• **SUPPLIED MATERIAL**
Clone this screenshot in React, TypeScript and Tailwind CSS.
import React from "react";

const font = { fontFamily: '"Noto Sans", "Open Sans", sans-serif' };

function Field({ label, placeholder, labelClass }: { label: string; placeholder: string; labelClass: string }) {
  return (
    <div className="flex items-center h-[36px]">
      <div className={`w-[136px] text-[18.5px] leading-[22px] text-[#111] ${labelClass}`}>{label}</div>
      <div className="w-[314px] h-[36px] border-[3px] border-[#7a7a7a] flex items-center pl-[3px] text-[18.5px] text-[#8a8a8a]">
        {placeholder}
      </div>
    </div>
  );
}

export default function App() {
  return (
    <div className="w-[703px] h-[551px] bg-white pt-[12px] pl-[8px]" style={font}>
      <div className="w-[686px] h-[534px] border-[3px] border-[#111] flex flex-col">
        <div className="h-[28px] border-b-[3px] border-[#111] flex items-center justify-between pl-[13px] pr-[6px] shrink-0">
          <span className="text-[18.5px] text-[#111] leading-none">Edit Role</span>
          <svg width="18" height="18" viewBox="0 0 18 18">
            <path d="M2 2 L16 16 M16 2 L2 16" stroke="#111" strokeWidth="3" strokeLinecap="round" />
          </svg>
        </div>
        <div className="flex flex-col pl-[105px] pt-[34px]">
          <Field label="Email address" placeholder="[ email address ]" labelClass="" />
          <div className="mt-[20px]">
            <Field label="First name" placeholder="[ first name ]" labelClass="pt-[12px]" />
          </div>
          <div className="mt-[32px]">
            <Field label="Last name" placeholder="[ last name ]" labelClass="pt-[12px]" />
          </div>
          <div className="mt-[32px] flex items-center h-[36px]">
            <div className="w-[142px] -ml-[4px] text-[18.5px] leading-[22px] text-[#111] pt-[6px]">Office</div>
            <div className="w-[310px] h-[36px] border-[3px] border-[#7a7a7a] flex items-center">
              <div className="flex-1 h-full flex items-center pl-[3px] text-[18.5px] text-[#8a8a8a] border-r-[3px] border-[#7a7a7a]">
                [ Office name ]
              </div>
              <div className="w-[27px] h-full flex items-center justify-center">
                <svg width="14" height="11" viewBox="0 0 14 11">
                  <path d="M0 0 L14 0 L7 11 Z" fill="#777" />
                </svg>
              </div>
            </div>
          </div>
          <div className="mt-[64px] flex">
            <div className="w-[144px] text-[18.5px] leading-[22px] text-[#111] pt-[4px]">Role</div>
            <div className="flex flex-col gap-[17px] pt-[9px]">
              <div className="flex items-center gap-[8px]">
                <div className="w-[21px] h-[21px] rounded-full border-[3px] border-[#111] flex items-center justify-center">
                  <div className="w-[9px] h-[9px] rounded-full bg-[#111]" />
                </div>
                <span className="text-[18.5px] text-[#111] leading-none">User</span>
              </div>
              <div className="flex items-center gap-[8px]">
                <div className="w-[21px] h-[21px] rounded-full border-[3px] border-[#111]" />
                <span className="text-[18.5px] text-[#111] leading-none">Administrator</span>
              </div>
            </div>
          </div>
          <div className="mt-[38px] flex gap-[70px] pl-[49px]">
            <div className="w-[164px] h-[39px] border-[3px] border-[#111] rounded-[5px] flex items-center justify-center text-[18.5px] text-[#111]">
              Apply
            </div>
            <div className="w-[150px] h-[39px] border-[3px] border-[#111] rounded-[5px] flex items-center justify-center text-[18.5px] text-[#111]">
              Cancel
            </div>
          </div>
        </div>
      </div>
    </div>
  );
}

• **WRITTEN REQUEST**
Return the material exactly as it stands.

• **EXERCISE OUTPUT**
Clone this screenshot in React, TypeScript and Tailwind CSS.
import React from "react";

const font = { fontFamily: '"Noto Sans", "Open Sans", sans-serif' };

function Field({ label, placeholder, labelClass }: { label: string; placeholder: string; labelClass: string }) {
  return (
    <div className="flex items-center h-[36px]">
      <div className={`w-[136px] text-[18.5px] leading-[22px] text-[#111] ${labelClass}`}>{label}</div>
      <div className="w-[314px] h-[36px] border-[3px] border-[#7a7a7a] flex items-center pl-[3px] text-[18.5px] text-[#8a8a8a]">
        {placeholder}
      </div>
    </div>
  );
}

export default function App() {
  return (
    <div className="w-[703px] h-[551px] bg-white pt-[12px] pl-[8px]" style={font}>
      <div className="w-[686px] h-[534px] border-[3px] border-[#111] flex flex-col">
        <div className="h-[28px] border-b-[3px] border-[#111] flex items-center justify-between pl-[13px] pr-[6px] shrink-0">
          <span className="text-[18.5px] text-[#111] leading-none">Edit Role</span>
          <svg width="18" height="18" viewBox="0 0 18 18">
            <path d="M2 2 L16 16 M16 2 L2 16" stroke="#111" strokeWidth="3" strokeLinecap="round" />
          </svg>
        </div>
        <div className="flex flex-col pl-[105px] pt-[34px]">
          <Field label="Email address" placeholder="[ email address ]" labelClass="" />
          <div className="mt-[20px]">
            <Field label="First name" placeholder="[ first name ]" labelClass="pt-[12px]" />
          </div>
          <div className="mt-[32px]">
            <Field label="Last name" placeholder="[ last name ]" labelClass="pt-[12px]" />
          </div>
          <div className="mt-[32px] flex items-center h-[36px]">
            <div className="w-[142px] -ml-[4px] text-[18.5px] leading-[22px] text-[#111] pt-[6px]">Office</div>
            <div className="w-[310px] h-[36px] border-[3px] border-[#7a7a7a] flex items-center">
              <div className="flex-1 h-full flex items-center pl-[3px] text-[18.5px] text-[#8a8a8a] border-r-[3px] border-[#7a7a7a]">
                [ Office name ]
              </div>
              <div className="w-[27px] h-full flex items-center justify-center">
                <svg width="14" height="11" viewBox="0 0 14 11">
                  <path d="M0 0 L14 0 L7 11 Z" fill="#777" />
                </svg>
              </div>
            </div>
          </div>
          <div className="mt-[64px] flex">
            <div className="w-[144px] text-[18.5px] leading-[22px] text-[#111] pt-[4px]">Role</div>
            <div className="flex flex-col gap-[17px] pt-[9px]">
              <div className="flex items-center gap-[8px]">
                <div className="w-[21px] h-[21px] rounded-full border-[3px] border-[#111] flex items-center justify-center">
                  <div className="w-[9px] h-[9px] rounded-full bg-[#111]" />
                </div>
                <span className="text-[18.5px] text-[#111] leading-none">User</span>
              </div>
              <div className="flex items-center gap-[8px]">
                <div className="w-[21px] h-[21px] rounded-full border-[3px] border-[#111]" />
                <span className="text-[18.5px] text-[#111] leading-none">Administrator</span>
              </div>
            </div>
          </div>
          <div className="mt-[38px] flex gap-[70px] pl-[49px]">
            <div className="w-[164px] h-[39px] border-[3px] border-[#111] rounded-[5px] flex items-center justify-center text-[18.5px] text-[#111]">
              Apply
            </div>
            <div className="w-[150px] h-[39px] border-[3px] border-[#111] rounded-[5px] flex items-center justify-center text-[18.5px] text-[#111]">
              Cancel
            </div>
          </div>
        </div>
      </div>
    </div>
  );
}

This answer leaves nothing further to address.